Well, when Mary was a widow with Sandy in heaven before her many years later she and I had a brief holiday together in Sligo and Mayo, and she told me about that trip with a big smile on her face. She said that the second day, after being up all night praying, eating only toast and drinking black tea, your feet bleeding, and it raining heavily too, that the greatest penance for her altogether was that she was nearly eaten alive by the swarms of midges (little flies) over the stone circle-shaped beds around which you have to stumble as you pray.
Each of those sessions was and is called a station, as you well know Patrick, and when she had completed one of them with great difficulty in the rain the bold Sandy approached her and instantly proposed marriage. She said that Sandy stated she would never look more miserable ever again than she looked that minute with her hair hanging down her head in wet streels (ringlets), her feet bleeding, her face covered with insect bites and her eyes glazed with the want of sleep.
Sandy said she was not a pretty sight but he'd marry her anyway if she agreed. And she agreed at once of course. A spark of romance on your island of pain and suffering.
So they got back home after that truly dirty weekend, announced their engagement to the parish, married a year or so later and enthusiastically began the biological bliss that resulted in their five children, of whom I was the second to arrive in this world one January safe and well and (there are photos to prove it!) very beautiful indeed.

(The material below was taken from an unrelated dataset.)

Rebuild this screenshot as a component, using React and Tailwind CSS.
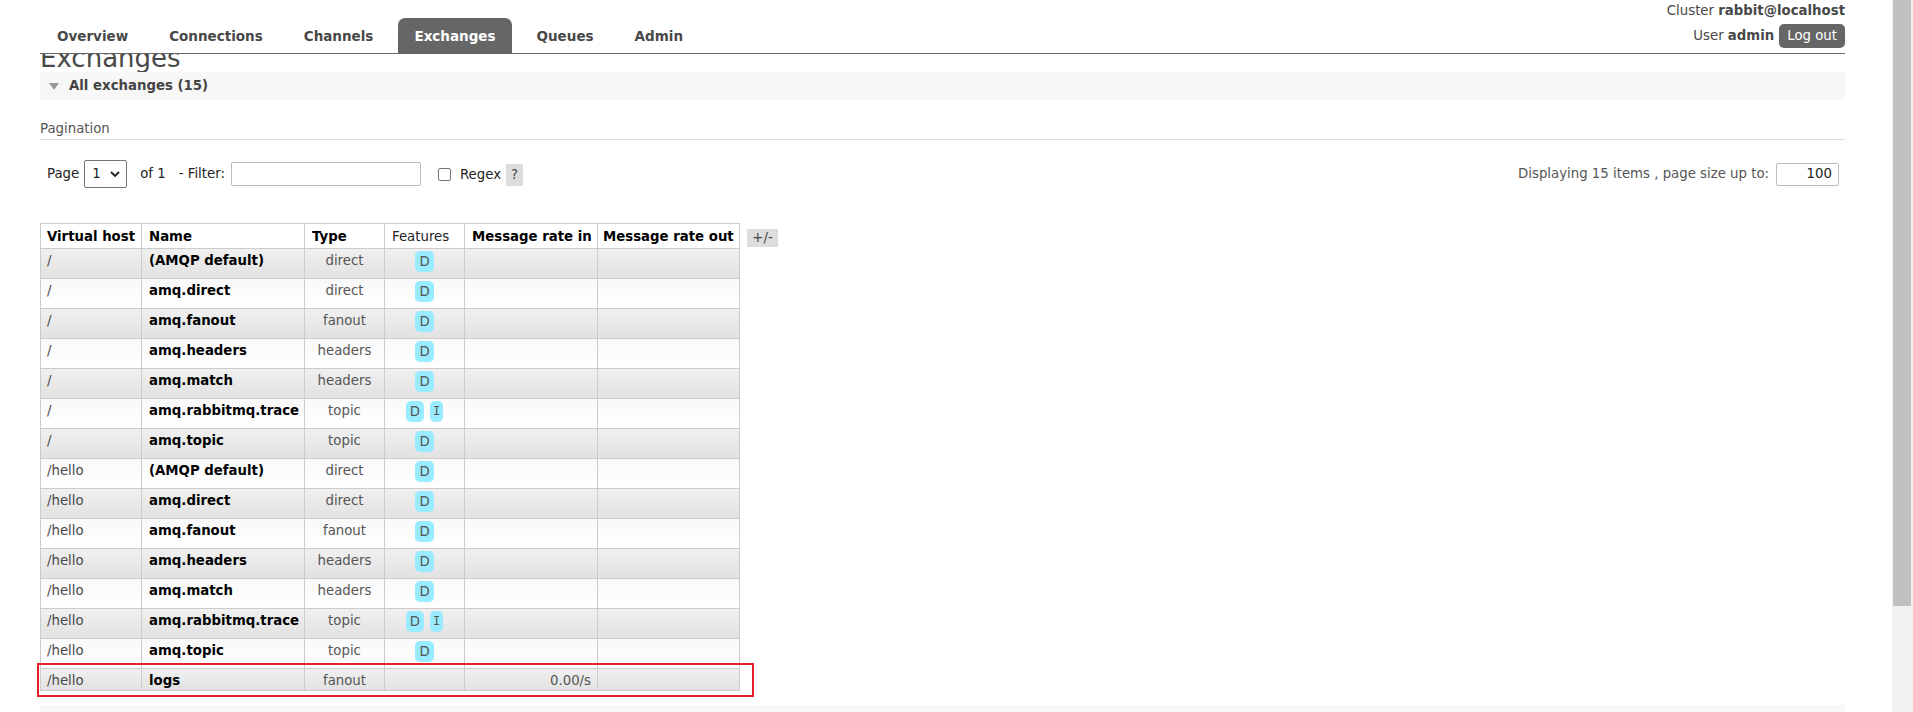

I believe none of that might have occurred were it not for the existence to this day of your Purgatory on Lough Derg. Because Mary was being hotly pursued by other potential husbands at the time and Sandy probably was just in the right place at the right time.
Thanks again for that, and I will raise a glass to both yourself and my parents next month when your big day arrives again.
Keep well in the meantime,
PS: I am truly very grateful but no way will I ever go near your Purgatory in Donegal ever again. You can count on that!